The Distribution of Disfluencies in Spontaneous Speech: Empirical Observations and Theoretical Implications

 

This dissertation provides an empirical description of the forms and their distribution of speech disfluencies in spontaneous speech. Although research in this area has received much attention in the past decades, large scale analyses of speech corpora from multiple communication settings, languages, and speaker's cognitive states are still lacking. Understandings of regularities of different kinds of disfluencies based on large speech samples across multiple domains are essential for both theoretical and applied purposes. As an attempt to fill this gap, this dissertation takes the approach of quantitative analysis of large corpora of spontaneous speech. The selected corpora reflect a diverse range of tasks and languages. The dissertation re-examines speech disfluency phenomena, including silent pause, filled pause (``um" and ``uh") and repetition, and provides the empirical basis for future work in both theoretical and applied settings.

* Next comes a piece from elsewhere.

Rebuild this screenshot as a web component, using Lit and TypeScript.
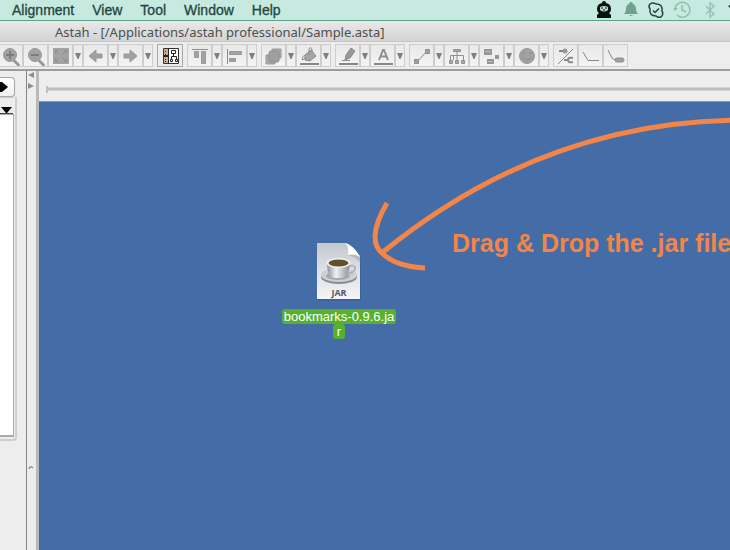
import { LitElement, html, css, svg, TemplateResult } from "lit";
import { customElement } from "lit/decorators.js";

interface Tool {
  label: string;
  icon: TemplateResult;
  menu?: boolean;
  active?: boolean;
}

const lens = svg`<path d="M15.500 15l4 4" stroke="#999" stroke-width="3" stroke-linecap="round"/><circle cx="11" cy="9" r="6.500" fill="#a2a2a2" stroke="#999"/>`;

const groups: Tool[][] = [
  [
    { label: "Zoom in", icon: svg`${lens}<path d="M7 9h8M11 5v8" stroke="#7d7d7d" stroke-width="2"/>` },
    { label: "Zoom out", icon: svg`${lens}<path d="M7 9h8" stroke="#7d7d7d" stroke-width="2"/>` },
    {
      label: "Fit in window",
      menu: true,
      icon: svg`<path d="M4 2h16v16H4z" fill="#a3a3a3"/><path d="M6.500 7.500v-3h3M14.500 4.500h3v3M6.500 12.500v3h3M14.500 15.500h3v-3M7 5l3 3M17 5l-3 3M7 15l3-3M17 15l-3-3" stroke="#8e8e8e" fill="none"/>`,
    },
    { label: "Back", menu: true, icon: svg`<path d="M5 10l7-6v4h6v4h-6v4z" fill="#a0a0a0" stroke="#999" stroke-linejoin="round"/>` },
    { label: "Forward", menu: true, icon: svg`<path d="M18 10l-7-6v4H5v4h6v4z" fill="#a0a0a0" stroke="#999" stroke-linejoin="round"/>` },
  ],
  [
    {
      label: "Structure view",
      active: true,
      icon: svg`<path d="M4.500 2.500h15v15h-15z" fill="#fff" stroke="#333"/><path d="M5 3h4v14H5z" fill="#c9b193"/><path d="M5 10h4" stroke="#222" stroke-width="2"/><path d="M6 5.500h1M6 8.500h1M6 13.500h1M6 15.500h1M9.500 2v16" stroke="#222"/><path d="M12.500 4.500h4v3h-4zM11.500 13.500h2v2h-2zM16.500 13.500h2v2h-2zM14.500 8v3M12.500 13v-2.500h5V13" fill="none" stroke="#222"/>`,
    },
  ],
  [
    { label: "Align top", menu: true, icon: svg`<path d="M4 3.500h16" stroke="#8c8c8c"/><path d="M6.500 5.500h4v6h-4zM13.500 5.500h4v12h-4z" fill="#a2a2a2" stroke="#999"/>` },
    { label: "Align left", menu: true, icon: svg`<path d="M4.500 3v15" stroke="#8c8c8c"/><path d="M6.500 5.500h12v3h-12zM6.500 12.500h6v3h-6z" fill="#a2a2a2" stroke="#999"/>` },
  ],
  [
    { label: "Bring to front", menu: true, icon: svg`<path d="M4 9h9v9H4zM10 3h9v9h-9z" fill="#a9a9a9" stroke="#9a9a9a"/><rect x="7" y="5" width="10" height="11" rx="2" fill="#a0a0a0" stroke="#8f8f8f"/>` },
    { label: "Fill color", menu: true, icon: svg`<path d="M8 9l6-5 5 6-6 5-5-1z" fill="#a6a6a6" stroke="#8c8c8c"/><path d="M12 9V3q1-3 3 0v4M8 9q-3 1-3 5l4-2" fill="none" stroke="#8c8c8c"/><path d="M3 17h19v2H3z" fill="#868686"/>` },
  ],
  [
    { label: "Line color", menu: true, icon: svg`<path d="M10 9l5-7 4 3-5 7-5 2z" fill="#999" stroke="#898989"/><path d="M6 14.500h8" stroke="#8c8c8c"/><path d="M3 17h19v2H3z" fill="#868686"/>` },
    { label: "Font color", menu: true, icon: svg`<path d="M8 14l4-10h1l4 10M9.500 10.500h6" stroke="#909090" stroke-width="2" fill="none"/><path d="M3 17h19v2H3z" fill="#868686"/>` },
  ],
  [
    { label: "Line", menu: true, icon: svg`<path d="M7 16L17 5" stroke="#8a8a8a"/><path d="M4.500 13.500h4v4h-4zM15.500 3.500h4v4h-4z" fill="#a2a2a2" stroke="#8f8f8f"/>` },
    { label: "Tree layout", menu: true, icon: svg`<path d="M12 5v9M5.500 14v-4.500h13V14M8.500 14V9.500" stroke="#909090" fill="none"/><path d="M8.500 3.500h7v2h-7zM4.500 14.500h3v3h-3zM10.500 14.500h3v3h-3zM16.500 14.500h3v3h-3z" fill="#aaa" stroke="#909090"/>` },
    { label: "Auto layout", menu: true, icon: svg`<path d="M4 3h8v6H4zM7 13h7v5H7zM15 9h4v4h-4z" fill="#969696"/><path d="M5 5.500h6M8 15.500h5" stroke="#bbb"/>` },
    { label: "Icons", menu: true, icon: svg`<circle cx="12" cy="10" r="7.500" fill="#a2a2a2" stroke="#979797"/><path d="M7 8q2-2 3 0M14 8q1-2 3 0M7 11q5 6 10 0" fill="none" stroke="#8c8c8c"/>` },
  ],
  [
    { label: "Hide style", icon: svg`<path d="M4 18L19 3" stroke="#858585"/><circle cx="11" cy="5" r="2.500" fill="#999"/><path d="M5 5h4" stroke="#858585" stroke-width="2"/><path d="M19 12q-5-1-5 2t5 2M10 14h4" stroke="#8a8a8a" stroke-width="2" fill="none"/>` },
    { label: "Note line", icon: svg`<path d="M4 6l5 8.500h11" fill="none" stroke="#858585"/>` },
    { label: "Note anchor", icon: svg`<path d="M4 4l4 8 3 2" fill="none" stroke="#858585"/><rect x="11" y="12" width="9" height="4" rx="2" fill="#a2a2a2" stroke="#8a8a8a"/>` },
  ],
];

@customElement("tool-bar")
export class ToolBar extends LitElement {
  static styles = css`
    :host {
      display: flex;
      gap: 4px;
      height: 24px;
      margin-left: -2px;
    }
    .group {
      display: flex;
      flex: none;
    }
    button {
      box-sizing: border-box;
      flex: none;
      height: 23px;
      padding: 0;
      border: 1px solid #cdcdcd;
      background: linear-gradient(#e9e9e9, #f3f3f3);
      display: flex;
      align-items: center;
      justify-content: center;
    }
    .main {
      width: 25px;
    }
    .active {
      width: 26px;
      border: 1px solid #a9a9a9;
      background: #ececec;
    }
    .drop {
      width: 10px;
    }
    svg {
      display: block;
      flex: none;
    }
  `;

  render() {
    return groups.map(
      (group) => html`<div class="group">
        ${group.map(
          (t) => html`<button class="main ${t.active ? "active" : ""}" aria-label=${t.label}>
              <svg width="23" height="20" viewBox="0 0 23 20" fill="none">${t.icon}</svg>
            </button>
            ${t.menu
              ? html`<button class="drop" aria-label="${t.label} options">
                  <svg width="6" height="6" viewBox="0 0 6 6"><path d="M0 0h6L3.500 6h-1z" fill="#7f7f7f" /></svg>
                </button>`
              : ""}`
        )}
      </div>`
    );
  }
}

@customElement("app-root")
export class AppRoot extends LitElement {
  static styles = css`
    :host {
      display: flex;
      flex-direction: column;
      min-height: 100vh;
      overflow: hidden;
      background: #ededed;
      font-family: "Liberation Sans", Arial, sans-serif;
    }
    .menubar {
      box-sizing: border-box;
      height: 21px;
      display: flex;
      align-items: center;
      justify-content: space-between;
      padding-left: 12px;
      background: #c6eadf;
      border-bottom: 1px solid #5ca287;
    }
    nav {
      display: flex;
      gap: 18px;
    }
    nav a {
      color: #23463c;
      font-size: 14px;
      line-height: 20px;
      text-decoration: none;
      -webkit-text-stroke: 0.3px #23463c;
    }
    .status {
      display: flex;
      gap: 6px;
    }
    svg {
      display: block;
    }
    .title {
      box-sizing: border-box;
      height: 21px;
      margin: 0;
      padding: 1px 0 0 55px;
      background: linear-gradient(#e9e9e9, #d3d3d3);
      border-bottom: 1px solid #c4c4c4;
      color: #4f4f4f;
      font-family: "Noto Sans", "Liberation Sans", sans-serif;
      font-size: 13px;
      font-weight: 400;
      line-height: 20px;
      white-space: nowrap;
    }
    .tools {
      padding: 2px 0 1px;
      border-bottom: 2px solid #9d9d9d;
    }
    .body {
      flex: 1;
      display: grid;
      grid-template-columns: 26px 13px minmax(0, 1fr);
    }
    .side {
      padding-top: 6px;
    }
    .play {
      box-sizing: border-box;
      width: 15px;
      height: 20px;
      padding: 0;
      display: block;
      border: 1px solid #a9a9a9;
      border-left: 0;
      border-radius: 0 4px 4px 0;
      background: linear-gradient(#fff, #f1f1f1);
      box-shadow: 0 1px 1px #c8c8c8;
    }
    .frame {
      box-sizing: border-box;
      width: 17px;
      padding: 7px 2px 2px 0;
      border: solid #cfcfcf;
      border-width: 0 2px 2px 0;
      border-radius: 0 0 4px 0;
    }
    .list {
      box-sizing: border-box;
      width: 14px;
      height: 323px;
      border: solid #aaa;
      border-width: 1px 1px 2px 0;
      background: #fff;
    }
    .sort {
      box-sizing: border-box;
      display: block;
      width: 13px;
      height: 10px;
      padding: 2px 0 0 1px;
      border: 0;
      border-bottom: 1px solid #444;
      background: #ededed;
    }
    .splitter {
      box-sizing: border-box;
      display: flex;
      flex-direction: column;
      justify-content: space-between;
      border-left: 1px solid #858585;
      border-right: 3px solid #b9b9b9;
      padding: 1px 0 80px 1px;
    }
    .canvas {
      display: flex;
      flex-direction: column;
      min-width: 0;
    }
    .ruler {
      box-sizing: border-box;
      height: 30px;
      display: flex;
      align-items: center;
      padding: 6px 0 0 7px;
    }
    .tick {
      width: 2px;
      height: 7px;
      background: #bfbfbf;
    }
    .track {
      flex: 1;
      height: 2px;
      border: solid #d6d6d6;
      border-width: 1px 0;
      background: #bcbcbc;
    }
    .desktop {
      flex: 1;
      position: relative;
      overflow: hidden;
      background: #446da8;
      border-top: 1px solid #7c9ab9;
    }
    .arrow {
      position: absolute;
      left: 0;
      top: 0;
    }
    .hint {
      position: absolute;
      left: 413px;
      top: 126px;
      margin: 0;
      color: #f28547;
      font-size: 25px;
      font-weight: 700;
      line-height: 30px;
      white-space: nowrap;
    }
    .file {
      position: absolute;
      left: 240px;
      top: 140px;
      width: 120px;
      margin: 0;
      display: flex;
      flex-direction: column;
      align-items: center;
      gap: 7px;
    }
    figcaption {
      display: flex;
      flex-direction: column;
      align-items: center;
      color: #fff;
      font-size: 13px;
      line-height: 15px;
    }
    .name {
      padding: 0 2px;
      background: #58b02f;
      border-radius: 3px;
    }
    .rest {
      padding: 0 4px;
    }
  `;

  render() {
    return html`
      <header class="menubar">
        <nav>
          ${["Alignment", "View", "Tool", "Window", "Help"].map((m) => html`<a href="#">${m}</a>`)}
        </nav>
        <div class="status">
          <svg width="20" height="20" viewBox="0 0 20 20">
            <path d="M10 1q2 0 2 2 5 1 5 6 0 3-2 4l2 2v3H3v-3l2-2q-2-1-2-4 0-5 5-6 0-2 2-2z" fill="#06100c" />
            <path d="M6 7q4-2 8 0v3q-4 3-8 0z" fill="#b9dcd1" />
            <path d="M7 8h2M11 8h2M9 10h2" stroke="#06100c" />
          </svg>
          <svg width="20" height="20" viewBox="0 0 20 20">
            <path d="M11 2q2 0 2 2 3 1 3 5 0 3 2 5H4q2-2 2-5 0-4 3-5 0-2 2-2zM9 15h4q-2 2-4 0z" fill="#71a090" />
          </svg>
          <svg width="20" height="20" viewBox="0 0 20 20" fill="none" stroke="#23463c" stroke-width="1.500">
            <path d="M4 4q3-2 6 0 7 0 6 7 2 3-1 6-3 1-5-1-7 0-6-7-2-3 0-5zM7 10.500l2 2 4-4" />
          </svg>
          <svg width="20" height="20" viewBox="0 0 20 20" fill="none" stroke="#92bdaf" stroke-width="1.500">
            <path d="M3 9a7.500 7.500 0 1 1 2 6M10 5v5l4 2" />
            <path d="M1 8h5L3 11z" fill="#92bdaf" stroke="none" />
          </svg>
          <svg width="20" height="20" viewBox="0 0 20 20" fill="none" stroke="#98c2b5" stroke-width="1.500">
            <path d="M8 6l8 8-4 3V3l4 3-8 8" />
          </svg>
          <svg width="6" height="20" viewBox="0 0 6 20"><path d="M4 6l2-1v3z" fill="#23463c" /></svg>
        </div>
      </header>
      <h1 class="title">Astah - [/Applications/astah professional/Sample.asta]</h1>
      <div class="tools"><tool-bar></tool-bar></div>
      <main class="body">
        <aside class="side">
          <button class="play" aria-label="Next">
            <svg width="8" height="10" viewBox="0 0 8 10"><path d="M0 0h2l6 5-6 5H0z" /></svg>
          </button>
          <div class="frame">
            <button class="sort" aria-label="Sort">
              <svg width="11" height="6" viewBox="0 0 11 6"><path d="M0 0h11L6 6H5z" /></svg>
            </button>
            <div class="list"></div>
          </div>
        </aside>
        <div class="splitter">
          <svg width="7" height="18" viewBox="0 0 7 18" fill="#8d8d8d"><path d="M6 0v6L0 3zM0 11v6l6-3z" /></svg>
          <svg width="6" height="5" viewBox="0 0 6 5" fill="none" stroke="#8d8d8d"><path d="M1 4q1-4 4-1" stroke-width="1.500" /></svg>
        </div>
        <section class="canvas">
          <div class="ruler">
            <div class="tick"></div>
            <div class="track"></div>
          </div>
          <div class="desktop">
            <svg class="arrow" width="700" height="180" viewBox="39 102 700 180" fill="none" stroke="#f28547" stroke-width="5">
              <path d="M383 252C490 165 610 121 739 120" />
              <path d="M387 203C371 230 373 246 382 253 391 262 405 267 425 268" />
            </svg>
            <figure class="file">
              <svg width="46" height="60" viewBox="0 0 46 60">
                <defs>
                  <linearGradient id="page" x1="0" y1="0" x2="0" y2="1">
                    <stop offset="0" stop-color="#c3c7ce" />
                    <stop offset="0.500" stop-color="#dfe1e5" />
                    <stop offset="1" stop-color="#f4f4f6" />
                  </linearGradient>
                  <linearGradient id="cup" x1="0" y1="0" x2="1" y2="0">
                    <stop offset="0" stop-color="#8d939b" />
                    <stop offset="0.400" stop-color="#f0f1f3" />
                    <stop offset="1" stop-color="#888d95" />
                  </linearGradient>
                </defs>
                <path d="M1 2h29l15 14v43H1z" fill="#2f5386" opacity="0.400" />
                <path d="M1 1h29q7 3 14 13v43H1z" fill="url(#page)" />
                <path d="M30 1q3 5 2 12 7-1 12 2-6-11-14-14z" fill="#fdfdfe" />
                <path d="M32 13q7-1 12 2v5q-5-5-12-7z" fill="#b3b8c0" />
                <ellipse cx="23" cy="35" rx="18" ry="7" fill="#858b94" />
                <ellipse cx="23" cy="33" rx="18" ry="7" fill="#cdd1d6" />
                <ellipse cx="22" cy="34" rx="12" ry="4" fill="#a4a9b1" />
                <path d="M34 24q6-1 5 3-1 4-7 4" fill="none" stroke="#b0b4bb" stroke-width="2" />
                <path d="M11 21q0 14 7 15h8q8-3 8-15z" fill="url(#cup)" />
                <ellipse cx="22.500" cy="21" rx="12" ry="5" fill="#f2f2f3" />
                <ellipse cx="22.500" cy="21" rx="10" ry="3.500" fill="#60502b" />
                <text x="23" y="54" text-anchor="middle" font-family="Open Sans, sans-serif" font-size="9" font-weight="700" fill="#555a62">JAR</text>
              </svg>
              <figcaption>
                <span class="name">bookmarks-0.9.6.ja</span>
                <span class="name rest">r</span>
              </figcaption>
            </figure>
            <p class="hint">Drag &amp; Drop the .jar file</p>
          </div>
        </section>
      </main>
    `;
  }
}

Results from the study of silent and filled pauses indicate that a potential sociolinguistic variation can in fact be explained from the perspective of the speech planning process. The descriptive analysis on repetitions has identified a new form of repetitive phenomenon in fluent spontaneous speech, repetitive interpolation, that could potentially serve as a valuable source of information for the modeling of speech production. Both the acoustic and textual properties of repetitive interpolation have been documented through rigorous quantitative analysis. The defining features of this phenomenon can be further used in designing speech based applications such as speaker state detection. Although the goal of this descriptive analysis is not to formulate and test specific hypotheses about speech production, potential directions for future research in speech production models are proposed and evaluated. The quantitative methods employed throughout this dissertation can also be further developed into interpretable features in machine learning systems that require automatic processing of spontaneous speech.